## The request
Show all lines that include the string "this"; copy each one.

## Listed entries
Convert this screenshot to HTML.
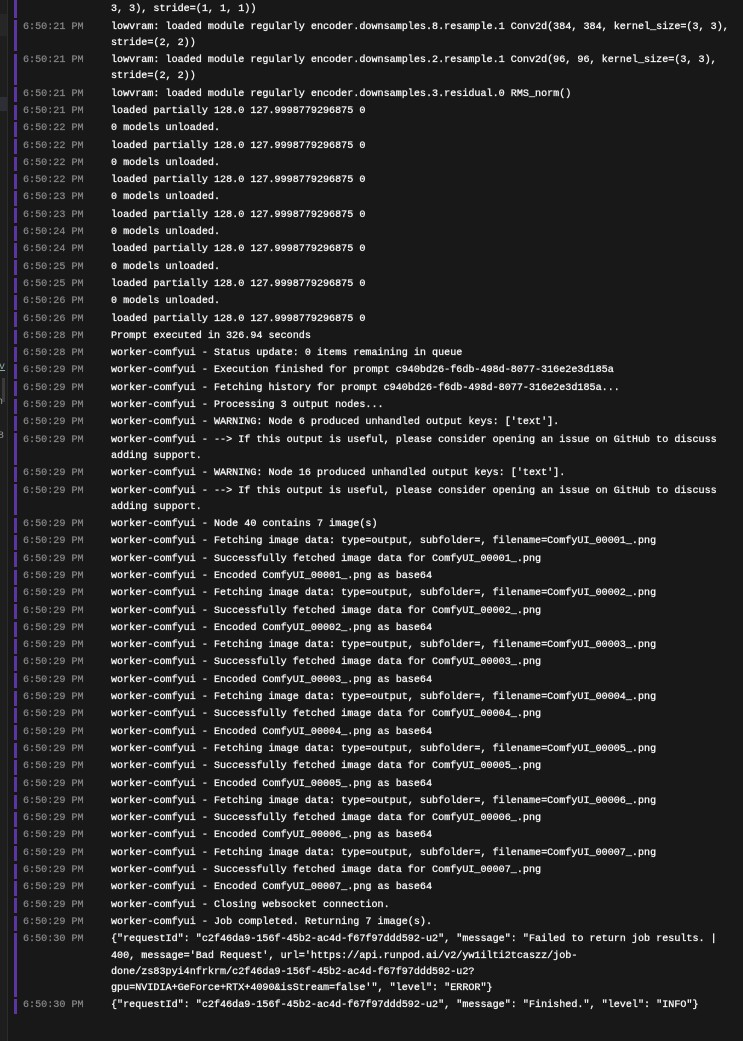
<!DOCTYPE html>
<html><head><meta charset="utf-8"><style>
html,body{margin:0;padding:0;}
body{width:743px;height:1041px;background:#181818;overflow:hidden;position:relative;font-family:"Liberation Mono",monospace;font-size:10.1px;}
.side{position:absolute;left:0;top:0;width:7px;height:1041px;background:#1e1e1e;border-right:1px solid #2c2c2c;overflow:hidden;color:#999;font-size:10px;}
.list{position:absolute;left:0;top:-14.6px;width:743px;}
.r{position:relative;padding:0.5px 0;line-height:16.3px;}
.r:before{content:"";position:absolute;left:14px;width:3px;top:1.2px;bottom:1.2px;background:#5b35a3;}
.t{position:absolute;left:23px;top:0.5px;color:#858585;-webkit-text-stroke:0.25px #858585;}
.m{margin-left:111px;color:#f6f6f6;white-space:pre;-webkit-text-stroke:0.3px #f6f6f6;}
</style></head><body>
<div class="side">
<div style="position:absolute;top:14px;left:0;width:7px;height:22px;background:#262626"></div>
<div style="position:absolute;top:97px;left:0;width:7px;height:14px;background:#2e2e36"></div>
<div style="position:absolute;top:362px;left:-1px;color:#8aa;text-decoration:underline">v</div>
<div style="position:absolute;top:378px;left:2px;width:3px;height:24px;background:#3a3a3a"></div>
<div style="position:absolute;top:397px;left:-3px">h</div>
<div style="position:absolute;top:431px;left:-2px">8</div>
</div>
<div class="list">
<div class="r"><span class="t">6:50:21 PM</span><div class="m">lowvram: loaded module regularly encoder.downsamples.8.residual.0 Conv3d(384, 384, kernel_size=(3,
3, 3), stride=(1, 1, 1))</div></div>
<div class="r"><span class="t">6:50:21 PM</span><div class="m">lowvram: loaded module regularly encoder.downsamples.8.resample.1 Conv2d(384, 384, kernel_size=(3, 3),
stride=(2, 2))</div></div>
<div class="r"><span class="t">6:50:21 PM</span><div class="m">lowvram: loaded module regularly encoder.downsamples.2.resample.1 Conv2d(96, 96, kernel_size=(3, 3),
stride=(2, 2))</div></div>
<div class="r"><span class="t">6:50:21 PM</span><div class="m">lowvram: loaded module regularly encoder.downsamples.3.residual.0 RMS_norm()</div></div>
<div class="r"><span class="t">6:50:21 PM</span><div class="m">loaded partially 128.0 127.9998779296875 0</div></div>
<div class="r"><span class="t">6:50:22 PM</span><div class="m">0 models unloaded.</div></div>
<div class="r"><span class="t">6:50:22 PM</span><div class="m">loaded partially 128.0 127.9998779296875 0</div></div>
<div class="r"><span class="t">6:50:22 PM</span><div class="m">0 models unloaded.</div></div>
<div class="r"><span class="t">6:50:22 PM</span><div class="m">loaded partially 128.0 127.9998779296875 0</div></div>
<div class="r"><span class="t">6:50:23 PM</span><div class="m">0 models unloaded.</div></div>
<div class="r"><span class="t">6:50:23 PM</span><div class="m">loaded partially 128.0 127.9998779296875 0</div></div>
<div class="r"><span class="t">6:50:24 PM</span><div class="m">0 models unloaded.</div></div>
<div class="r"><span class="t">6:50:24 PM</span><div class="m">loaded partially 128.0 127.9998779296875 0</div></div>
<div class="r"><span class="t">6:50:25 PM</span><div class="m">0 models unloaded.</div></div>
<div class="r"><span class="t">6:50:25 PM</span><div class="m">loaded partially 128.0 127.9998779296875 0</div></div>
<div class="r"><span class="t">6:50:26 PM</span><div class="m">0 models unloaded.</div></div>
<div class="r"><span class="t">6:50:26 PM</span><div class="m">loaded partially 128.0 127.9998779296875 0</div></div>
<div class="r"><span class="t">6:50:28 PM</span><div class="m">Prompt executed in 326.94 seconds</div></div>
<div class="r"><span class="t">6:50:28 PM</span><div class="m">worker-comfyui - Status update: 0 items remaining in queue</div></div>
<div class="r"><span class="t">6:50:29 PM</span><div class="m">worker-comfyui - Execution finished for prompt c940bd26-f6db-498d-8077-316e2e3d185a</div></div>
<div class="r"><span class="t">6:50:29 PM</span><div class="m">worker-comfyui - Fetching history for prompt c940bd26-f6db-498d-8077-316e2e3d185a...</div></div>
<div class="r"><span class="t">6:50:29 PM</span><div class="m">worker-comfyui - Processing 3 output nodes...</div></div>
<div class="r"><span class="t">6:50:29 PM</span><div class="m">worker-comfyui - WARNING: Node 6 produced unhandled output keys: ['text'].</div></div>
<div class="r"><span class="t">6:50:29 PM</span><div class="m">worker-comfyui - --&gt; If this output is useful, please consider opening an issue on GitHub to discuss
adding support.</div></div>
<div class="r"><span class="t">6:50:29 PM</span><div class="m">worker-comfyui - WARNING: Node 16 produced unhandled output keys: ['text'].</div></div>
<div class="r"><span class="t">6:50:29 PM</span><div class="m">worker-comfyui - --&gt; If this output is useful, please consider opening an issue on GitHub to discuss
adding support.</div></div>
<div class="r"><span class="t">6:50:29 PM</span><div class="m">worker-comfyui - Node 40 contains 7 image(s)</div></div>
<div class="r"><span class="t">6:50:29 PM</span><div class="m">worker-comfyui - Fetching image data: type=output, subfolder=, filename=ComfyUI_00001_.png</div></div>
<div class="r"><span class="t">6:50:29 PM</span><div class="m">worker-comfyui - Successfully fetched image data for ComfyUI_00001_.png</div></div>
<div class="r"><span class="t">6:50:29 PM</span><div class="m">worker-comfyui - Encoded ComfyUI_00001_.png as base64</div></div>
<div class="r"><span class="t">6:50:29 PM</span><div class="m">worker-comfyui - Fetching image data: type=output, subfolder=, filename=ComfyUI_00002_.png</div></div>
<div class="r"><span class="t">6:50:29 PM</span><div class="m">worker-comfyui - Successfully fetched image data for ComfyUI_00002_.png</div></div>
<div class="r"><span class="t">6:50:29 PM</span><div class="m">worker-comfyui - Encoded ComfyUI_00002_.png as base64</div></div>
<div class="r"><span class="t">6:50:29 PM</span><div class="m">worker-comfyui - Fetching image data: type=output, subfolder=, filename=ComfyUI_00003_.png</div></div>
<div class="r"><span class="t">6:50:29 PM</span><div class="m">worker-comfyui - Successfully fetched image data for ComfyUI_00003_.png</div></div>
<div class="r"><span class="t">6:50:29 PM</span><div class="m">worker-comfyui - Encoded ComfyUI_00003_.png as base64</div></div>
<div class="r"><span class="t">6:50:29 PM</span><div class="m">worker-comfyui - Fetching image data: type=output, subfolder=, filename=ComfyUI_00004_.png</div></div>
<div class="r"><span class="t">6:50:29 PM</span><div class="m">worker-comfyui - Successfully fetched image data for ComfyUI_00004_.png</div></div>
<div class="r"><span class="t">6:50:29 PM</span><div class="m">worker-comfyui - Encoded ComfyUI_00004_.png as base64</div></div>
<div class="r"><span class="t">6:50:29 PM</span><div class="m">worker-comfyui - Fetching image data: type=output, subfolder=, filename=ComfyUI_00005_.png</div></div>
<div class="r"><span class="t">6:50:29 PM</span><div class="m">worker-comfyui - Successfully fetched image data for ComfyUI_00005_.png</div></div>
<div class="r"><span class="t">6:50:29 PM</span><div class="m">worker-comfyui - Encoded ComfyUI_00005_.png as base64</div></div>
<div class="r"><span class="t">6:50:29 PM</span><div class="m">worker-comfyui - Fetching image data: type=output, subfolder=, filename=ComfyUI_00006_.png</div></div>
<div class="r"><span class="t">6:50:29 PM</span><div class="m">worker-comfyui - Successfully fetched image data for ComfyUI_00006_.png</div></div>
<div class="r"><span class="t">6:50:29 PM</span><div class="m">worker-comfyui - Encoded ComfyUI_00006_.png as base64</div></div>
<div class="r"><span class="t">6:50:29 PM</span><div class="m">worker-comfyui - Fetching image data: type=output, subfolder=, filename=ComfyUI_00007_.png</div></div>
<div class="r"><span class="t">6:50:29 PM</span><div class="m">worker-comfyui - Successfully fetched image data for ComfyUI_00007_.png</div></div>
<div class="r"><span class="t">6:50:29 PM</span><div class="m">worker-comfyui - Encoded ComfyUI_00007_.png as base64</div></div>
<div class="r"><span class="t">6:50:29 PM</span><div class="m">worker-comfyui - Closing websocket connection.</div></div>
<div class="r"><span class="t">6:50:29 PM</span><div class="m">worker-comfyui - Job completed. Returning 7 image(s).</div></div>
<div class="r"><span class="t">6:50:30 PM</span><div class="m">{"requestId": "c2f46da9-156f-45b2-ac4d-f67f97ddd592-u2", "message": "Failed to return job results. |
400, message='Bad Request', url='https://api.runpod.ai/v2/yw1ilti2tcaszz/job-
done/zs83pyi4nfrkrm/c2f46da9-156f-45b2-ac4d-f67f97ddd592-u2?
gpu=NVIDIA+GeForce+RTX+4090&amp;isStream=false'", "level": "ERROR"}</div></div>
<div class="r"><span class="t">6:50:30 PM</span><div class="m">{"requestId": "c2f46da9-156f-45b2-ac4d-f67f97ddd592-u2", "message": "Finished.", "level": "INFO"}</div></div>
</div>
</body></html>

==

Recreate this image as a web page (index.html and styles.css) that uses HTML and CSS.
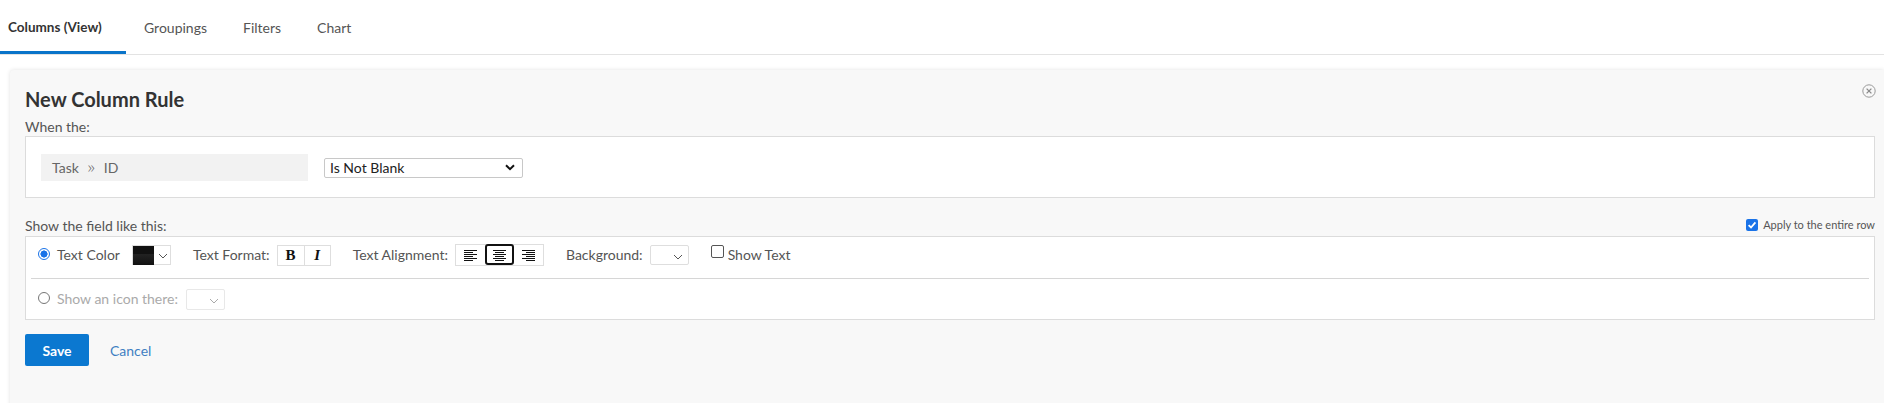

## Written solution
Convert this screenshot to HTML.
<div class="r"><span class="t">6:50:29 PM</span><div class="m">worker-comfyui - --&gt; If this output is useful, please consider opening an issue on GitHub to discuss
<div class="r"><span class="t">6:50:29 PM</span><div class="m">worker-comfyui - --&gt; If this output is useful, please consider opening an issue on GitHub to discuss
Recreate this image as a web page (index.html and styles.css) that uses HTML and CSS.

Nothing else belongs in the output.